Re: [xml-dev] What is the general direction you are seeing these daysto store and query lots of large complex XML?
Steve hits on an important part of my reasoning. For example, you can take something like Hadoop and run variations of analysis iteratively. So let's say you're doing a (now classic) friends of friends analysis which is known to have polynomial complexity as you increase the relationship depth. For a given set of users that depth can vary considerably depending on how far away any given person is from a "super node" or other data patterns. Set an upper bound on execution time and start running the analysis, continually increasing the depth until you hit that bound. You're going to pull out way more interesting data; things like there is a 40% chance of knowing somebody that know somebody that knows Kevin Bacon and an 70% chance of knowing someone at 4 steps. etc. If you're dealing in statistical analysis then the algorithms are already coded up for many common analysis and it's just a case of configuring them for a given use case. Yes, you are talking about entire new sets of infrastructure and skill set for many organizations, but the gain is the ability to perform many orders of magnitude more analysis tasks, perform them many orders of magnitude faster, and perform them over many more magnitudes of volume of data.

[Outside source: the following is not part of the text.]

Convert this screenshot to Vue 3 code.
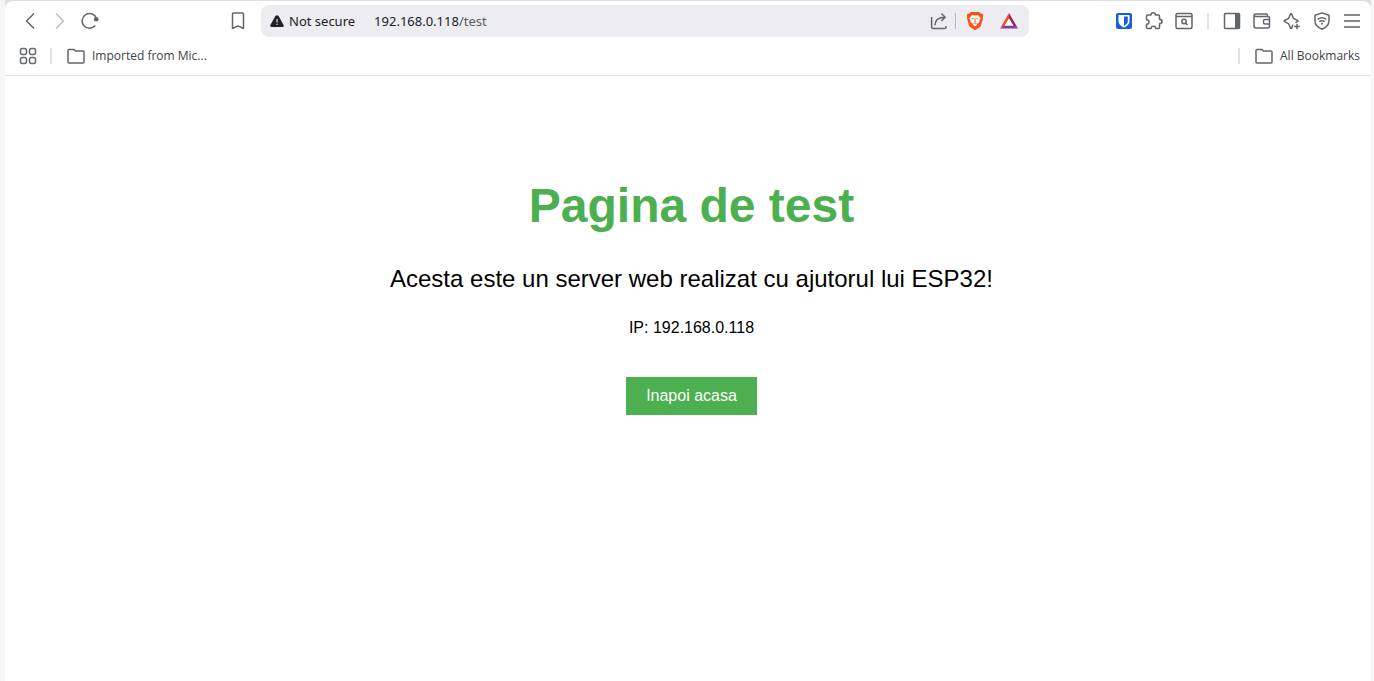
<script setup>
import { ref } from 'vue'

const host = ref('192.168.0.118')
</script>

<template>
  <div class="window">
    <div class="frame">
      <header class="chrome">
        <div class="toolbar">
          <nav class="group navigation" aria-label="Navigation">
            <button class="icon" type="button" aria-label="Back">
              <svg viewBox="0 0 18 18"><path d="M13 1.500 5.500 9l7.500 7.500" /></svg>
            </button>
            <button class="icon disabled" type="button" aria-label="Forward" disabled>
              <svg viewBox="0 0 18 18"><path d="M5 1.500 12.500 9 5 16.500" /></svg>
            </button>
            <button class="icon" type="button" aria-label="Reload">
              <svg viewBox="0 0 18 18"><path d="M14.300 13.500A7.400 7.400 0 1 1 15.400 6" /><circle class="solid" cx="15.200" cy="7.200" r="2.300" /></svg>
            </button>
          </nav>

          <button class="icon" type="button" aria-label="Bookmark this page">
            <svg viewBox="0 0 18 18"><path d="M3.500 2Q3.500 1 4.500 1h9q1 0 1 1v14.500L9 13.800l-5.500 2.700z" /></svg>
          </button>

          <div class="address">
            <button class="security" type="button">
              <svg class="warning" viewBox="0 0 14 12"><path d="M5.600.800Q7-.500 8.400.800L13.600 10q.500 2-1.200 2H1.600Q-.100 12 .400 10z" fill="#202124" /><path d="M7 4v3.500M7 8.700v1.300" stroke="#b5b5bb" stroke-width="1.500" /></svg>
              <span>Not secure</span>
            </button>
            <div class="url"><span>{{ host }}</span><span class="path">/test</span></div>
            <button class="icon" type="button" aria-label="Share">
              <svg viewBox="0 0 18 18"><path d="M1.600 5v10q0 1.600 1.600 1.600h11.200q1.600 0 1.600-1.600v-1M5 13.200C5 8 8 5.200 15 5.200M11.400 1.500l3.800 3.700-3.800 3.700" /></svg>
            </button>
            <span class="divider"></span>
            <button class="icon" type="button" aria-label="Brave Shields">
              <svg class="brand" viewBox="0 0 18 18">
                <path fill="#fb4f14" d="M5 0h8l2 1.800 1.300-.2 1 2-.6 1.800.3 1L15 13.200q-.4 1.300-1.500 2L9.800 17.700q-.8.500-1.600 0L4.500 15.200q-1.100-.7-1.500-2L1 6.400l.3-1-.6-1.800 1-2 1.300.2z" />
                <path fill="#fff" d="M6 2.900l3 .5 3-.5 2.700 3.400-1.400 2.500.2 1.500-2.500 1.500L9 10.900l-2 .9-2.500-1.500.2-1.500-1.400-2.500zM6.500 12.600 9 11.400l2.500 1.200L9 14.600z" />
                <path fill="#fb4f14" d="M5.200 6l2.600.3L6.900 7.500zM12.800 6l-2.600.3.900 1.200zM8.600 6.400h.8v2.900l.8.600-1.200.8-1.200-.8.800-.6z" />
              </svg>
            </button>
            <button class="icon rewards" type="button" aria-label="Brave Rewards">
              <svg class="brand" viewBox="0 0 18 18">
                <path fill="#ff4724" d="M9 1v5.500L4.700 13.500 0 16.500z" />
                <path fill="#9e1f63" d="M9 1l9 15.500-4.700-3L9 6.500z" />
                <path fill="#7a3fa0" d="M0 16.500l4.700-3h8.600l4.700 3z" />
                <path fill="#fff" d="M9 6.500l4.300 7H4.700z" />
              </svg>
            </button>
          </div>

          <div class="group">
            <button class="icon" type="button" aria-label="Bitwarden">
              <svg class="brand" viewBox="0 0 18 18">
                <rect x="1" y="1" width="16" height="16" rx="2" fill="#175ddc" />
                <path fill="#fff" d="M3.500 3h11v6.500q0 3.500-5.500 6.300Q3.500 13 3.500 9.500z" />
                <path fill="#175ddc" d="M9 4.600h3.800v5q0 2.200-3.800 4.300z" />
              </svg>
            </button>
            <button class="icon" type="button" aria-label="Extensions">
              <svg viewBox="0 0 18 18"><path d="M2.500 3H6C6 1.500 7 .800 8.200.800s2.300.7 2.300 2.200h3q1 0 1 1v3.200c1.500 0 2.600 1 2.600 2.300s-1.100 2.300-2.600 2.300v3.700q0 1-1 1h-2.800c0-1.500-1-2.200-2.300-2.200s-2.300.7-2.300 2.200H2.500q-1 0-1-1v-3.200c1.600 0 2.500-1 2.500-2.300s-.9-2.300-2.500-2.300V4q0-1 1-1z" /></svg>
            </button>
            <button class="icon" type="button" aria-label="Search tabs">
              <svg viewBox="0 0 18 18"><rect x="1" y="1.500" width="16" height="15" rx="1.500" /><path d="M1 4.500h16" /><circle cx="9" cy="9.500" r="2.200" /><path d="M10.500 11l2 2" /></svg>
            </button>
            <span class="separator"></span>
            <button class="icon" type="button" aria-label="Sidebar">
              <svg viewBox="0 0 18 18"><rect x="1.500" y="1.500" width="15" height="15" rx="1" /><path class="solid" d="M12 1.500h5v15h-5z" /></svg>
            </button>
            <button class="icon" type="button" aria-label="Wallet">
              <svg viewBox="0 0 18 18"><path d="M14.500 4.500v-1q0-1.500-1.500-1.500H3Q1 2 1 3.300q0 1.200 2 1.200h12q1.500 0 1.500 1.500v8.500q0 1.500-1.500 1.500H3q-2 0-2-2V3.300M16.500 7.500H12q-1.500 0-1.500 1.500v1.500q0 1.500 1.500 1.500h4.500" /></svg>
            </button>
            <button class="icon" type="button" aria-label="Leo AI">
              <svg viewBox="0 0 18 18"><path d="M10 12.700l-1.500 3.500q-.5.900-1 0L5.700 11.800 1.500 9.400q-.7-.4 0-.9L5.700 6.300l1.900-4.500q.4-.8.900 0l1.900 4.500 4.300 2.200q.7.500 0 .9l-2.200 1.300M14 11.800v5.400M11.300 14.500h5.400" /></svg>
            </button>
            <button class="icon" type="button" aria-label="VPN">
              <svg viewBox="0 0 18 18"><path d="M9 .900 16 3.300v5.800c0 4-3 6.500-7 8.100-4-1.600-7-4.100-7-8.100V3.300zM4.800 7.400q4.200-3.200 8.400 0M6.300 9.700q2.700-2 5.400 0" /><circle class="solid" cx="9" cy="11.700" r="1" /></svg>
            </button>
            <button class="icon menu" type="button" aria-label="Menu">
              <svg viewBox="0 0 18 18"><path d="M1 3h16M1 9h16M1 15h16" /></svg>
            </button>
          </div>
        </div>

        <div class="bookmarks">
          <div class="group">
            <button class="icon" type="button" aria-label="Apps">
              <svg viewBox="0 0 18 18"><rect x="1.500" y="1.500" width="6" height="6" rx="2" /><rect x="10.500" y="1.500" width="6" height="6" rx="2" /><rect x="1.500" y="10.500" width="6" height="6" rx="2" /><rect x="10.500" y="10.500" width="6" height="6" rx="2" /></svg>
            </button>
            <span class="separator"></span>
            <button class="folder" type="button">
              <svg viewBox="0 0 18 18"><path d="M1 3.500Q1 2.500 2 2.500h5l1.500 1.500H16q1 0 1 1v10q0 1-1 1H2q-1 0-1-1z" /></svg>
              <span>Imported from Mic...</span>
            </button>
          </div>
          <div class="group">
            <span class="separator"></span>
            <button class="folder" type="button">
              <svg viewBox="0 0 18 18"><path d="M1 3.500Q1 2.500 2 2.500h5l1.500 1.500H16q1 0 1 1v10q0 1-1 1H2q-1 0-1-1z" /></svg>
              <span>All Bookmarks</span>
            </button>
          </div>
        </div>
      </header>

      <main class="page">
        <h1>Pagina de test</h1>
        <p class="lead">Acesta este un server web realizat cu ajutorul lui ESP32!</p>
        <p class="ip">IP: {{ host }}</p>
        <a class="home" href="#">Inapoi acasa</a>
      </main>
    </div>
  </div>
</template>

<style>
body {
  margin: 0;
}
</style>

<style scoped>
.window {
  box-sizing: border-box;
  display: flex;
  min-height: 100vh;
  padding: 0 3px 0 5px;
  background: #f7f7f8;
  font-family: "Noto Sans", "Open Sans", sans-serif;
}

.frame {
  display: flex;
  flex: 1;
  flex-direction: column;
  min-width: 0;
  background: linear-gradient(#dfdfe6 12px, #fff 12px);
}

.chrome {
  margin-top: 1px;
  padding-bottom: 4px;
  border-bottom: 1px solid #e2e2e6;
  border-radius: 8px 8px 0 0;
  background: #fff;
}

button {
  margin: 0;
  padding: 0;
  border: 0;
  background: none;
  color: inherit;
  font: inherit;
}

svg {
  flex: none;
  width: 18px;
  height: 18px;
  fill: none;
  stroke: #62666c;
  stroke-width: 1.5;
  stroke-linejoin: round;
}

.solid {
  fill: #62666c;
  stroke: none;
}

.brand,
.warning {
  stroke: none;
}

.toolbar {
  display: flex;
  align-items: center;
  height: 40px;
  padding: 0 4px 0 10px;
}

.group {
  display: flex;
  align-items: center;
}

.navigation {
  margin-right: 118px;
}

.icon {
  display: flex;
  flex: none;
  align-items: center;
  justify-content: center;
  width: 30px;
  height: 30px;
}

.disabled svg {
  stroke: #bcbec2;
}

.menu svg {
  stroke: #85888c;
  stroke-width: 2;
}

.address {
  box-sizing: border-box;
  display: flex;
  flex: 1;
  align-items: center;
  min-width: 0;
  height: 32px;
  margin: 0 80px 0 8px;
  padding: 0 5px 0 9px;
  border-radius: 8px;
  background: #ededf1;
  color: #202124;
  font-size: 13px;
  line-height: 18px;
}

.security {
  display: flex;
  flex: none;
  align-items: center;
  gap: 5px;
}

.warning {
  width: 14px;
  height: 12px;
}

.url {
  flex: 1;
  min-width: 0;
  margin-left: 19px;
  white-space: nowrap;
}

.path {
  color: #5a5d63;
}

.divider {
  width: 1px;
  height: 16px;
  margin: 0 4px 0 1px;
  background: #b9b9c0;
}

.rewards {
  margin-left: 4px;
}

.separator {
  width: 2px;
  height: 16px;
  margin: 0 8px;
  background: #e2e2e8;
}

.bookmarks {
  display: flex;
  align-items: center;
  justify-content: space-between;
  height: 30px;
  padding: 0 11px 0 8px;
  color: #3f4247;
  font-family: "Open Sans", "Noto Sans", sans-serif;
  font-size: 12px;
  line-height: 16px;
}

.bookmarks .separator {
  margin: 0 7px;
}

.folder {
  display: flex;
  align-items: center;
  gap: 7px;
  margin-left: 8px;
  white-space: nowrap;
}

.page {
  flex: 1;
  padding: 102px 0 40px 7px;
  background: #fff;
  color: #000;
  font-family: "Liberation Sans", Arial, sans-serif;
  text-align: center;
}

h1 {
  margin: 0;
  color: #4caf50;
  font-size: 48px;
  line-height: 56px;
}

p {
  margin: 0;
}

.lead {
  margin-top: 31px;
  font-size: 24px;
  line-height: 28px;
}

.ip {
  margin-top: 25px;
  font-size: 16px;
  line-height: 20px;
}

.home {
  display: inline-block;
  margin-top: 39px;
  padding: 10px 20px;
  background: #4caf50;
  color: #fff;
  font-size: 16px;
  line-height: 18px;
  text-decoration: none;
}
</style>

Having said all that, I do have to qualify it: I don't know the business domain, I don't know your organization and I don't know your organizations technical capabilities. I'm making this recommendations based purely on two things: you have a huge volume of data and you tell us you want to feed something into SAS and SPSS. I'm assuming that this is part of a larger set of analysis that is ongoing and that it is worth some considerable investment to build a tool set to get the benefits I describe above....